David's research gave him the conviction to act rationally when the market was irrational. Jane's lack of research left her exposed to the market's emotions.

  • Enables Superior Returns: By concentrating capital in your best-researched ideas, you give yourself the mathematical potential to significantly outperform the market indices. A portfolio of your 10 best ideas will almost certainly perform differently (for better or worse) than a 500-stock index fund.
  • Promotes Long-Term Thinking: The process of building conviction forces you to analyze a company's long-term prospects, naturally shifting your mindset from a short-term trader to a long-term business owner.
  • Reduces Frictional Costs: High conviction leads to low portfolio turnover. Less frequent trading means you pay far less in commissions and, most importantly, defer capital gains taxes, allowing your investments to compound more efficiently.

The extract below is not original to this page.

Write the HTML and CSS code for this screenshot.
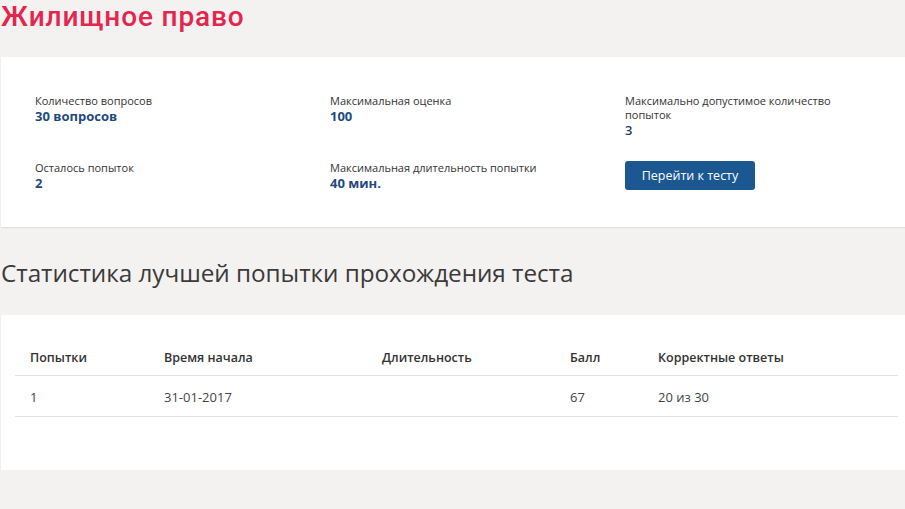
FILE: index.html
```html
<!DOCTYPE html>
<html lang="ru">
<head>
<meta charset="utf-8">
<title>Жилищное право</title>
<link rel="stylesheet" href="styles.css">
</head>
<body>
<h1 class="title">Жилищное право</h1>
<section class="card info">
  <div class="grid">
    <div class="item"><div class="label">Количество вопросов</div><div class="value">30 вопросов</div></div>
    <div class="item"><div class="label">Максимальная оценка</div><div class="value">100</div></div>
    <div class="item wrap"><div class="label">Максимально допустимое количество попыток</div><div class="value plain">3</div></div>
    <div class="item"><div class="label">Осталось попыток</div><div class="value">2</div></div>
    <div class="item"><div class="label">Максимальная длительность попытки</div><div class="value">40 мин.</div></div>
    <div class="item"><button class="btn">Перейти к тесту</button></div>
  </div>
</section>
<h2 class="subtitle">Статистика лучшей попытки прохождения теста</h2>
<section class="card stats">
  <table class="table">
    <colgroup>
      <col class="c1"><col class="c2"><col class="c3"><col class="c4"><col class="c5">
    </colgroup>
    <thead>
      <tr><th>Попытки</th><th>Время начала</th><th>Длительность</th><th>Балл</th><th>Корректные ответы</th></tr>
    </thead>
    <tbody>
      <tr><td>1</td><td>31-01-2017</td><td></td><td>67</td><td>20 из 30</td></tr>
    </tbody>
  </table>
</section>
</body>
</html>
```
FILE: styles.css
```css
html, body {
  margin: 0;
  padding: 0;
}
body {
  background: #f4f1f1;
  font-family: "Open Sans", "Noto Sans", sans-serif;
  color: #333;
}
.title {
  margin: 0;
  padding: 0 0 0 1px;
  font-family: Roboto, "Open Sans", sans-serif;
  font-size: 28px;
  font-weight: 500;
  line-height: 33px;
  color: #e2264d;
  letter-spacing: 0.85px;
}
.card {
  background: #fff;
  margin-left: 1px;
  box-shadow: 0 1px 1px rgba(0,0,0,0.08);
}
.info {
  margin-top: 24px;
  padding: 37px 0 36px 34px;
}
.grid {
  display: grid;
  grid-template-columns: 295px 295px 230px;
  row-gap: 23px;
}
.label {
  font-size: 11px;
  line-height: 14px;
  color: #333;
}
.value {
  font-size: 13px;
  font-weight: 700;
  line-height: 16px;
  color: #1f4a7e;
}
.value.plain {
  font-weight: 600;
  color: #1f3d63;
}
.btn {
  display: block;
  width: 130px;
  height: 29px;
  border: 0;
  border-radius: 3px;
  background: #1b5791;
  color: #fff;
  font-family: "Open Sans", sans-serif;
  font-size: 12.5px;
  padding: 0;
  cursor: pointer;
}
.subtitle {
  margin: 0;
  padding: 30px 0 0 1px;
  font-size: 24.3px;
  font-weight: 400;
  line-height: 32px;
  color: #3a3a3a;
  box-sizing: border-box;
  height: 88px;
  letter-spacing: -0.05px;
}
.stats {
  padding: 24px 7px 53px 14px;
}
.table {
  width: 100%;
  border-collapse: collapse;
  table-layout: fixed;
  font-size: 13px;
}
.c1 { width: 134px; }
.c2 { width: 218px; }
.c3 { width: 188px; }
.c4 { width: 88px; }
.table th {
  text-align: left;
  font-weight: 600;
  font-size: 12.5px;
  color: #333;
  padding: 9px 15px 7px;
  line-height: 20px;
  border-bottom: 1px solid #e2e2e2;
}
.table td {
  padding: 11px 15px 9px;
  line-height: 20px;
  color: #444;
  border-bottom: 1px solid #e2e2e2;
}
```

  • Provides Psychological Fortitude: Conviction is the ultimate tool in the battleground of behavioral_finance. It is your defense against panic, FOMO (Fear Of Missing Out), and the constant temptation to tinker with your portfolio.
  • The Fine Line Between Conviction and Stubbornness: This is the greatest danger. An investor must remain intellectually honest and be willing to re-evaluate their thesis. If a company's competitive advantage erodes or management makes a series of poor capital allocation decisions, you must be able to recognize that the facts have changed and sell, even at a loss.
  • The Perils of Confirmation Bias: The human brain loves to be right. Once you've done all the work to build a positive thesis, you will be psychologically predisposed to seek out information that confirms your view and ignore information that challenges it. You must actively fight this tendency.
  • Risk of Over-Concentration: High conviction can lead to betting too much on a single idea. Even with brilliant research, the future is uncertain and bad things can happen to good companies. A single, catastrophic failure in a hyper-concentrated portfolio can be devastating. This is why even conviction investors maintain a baseline level of diversification.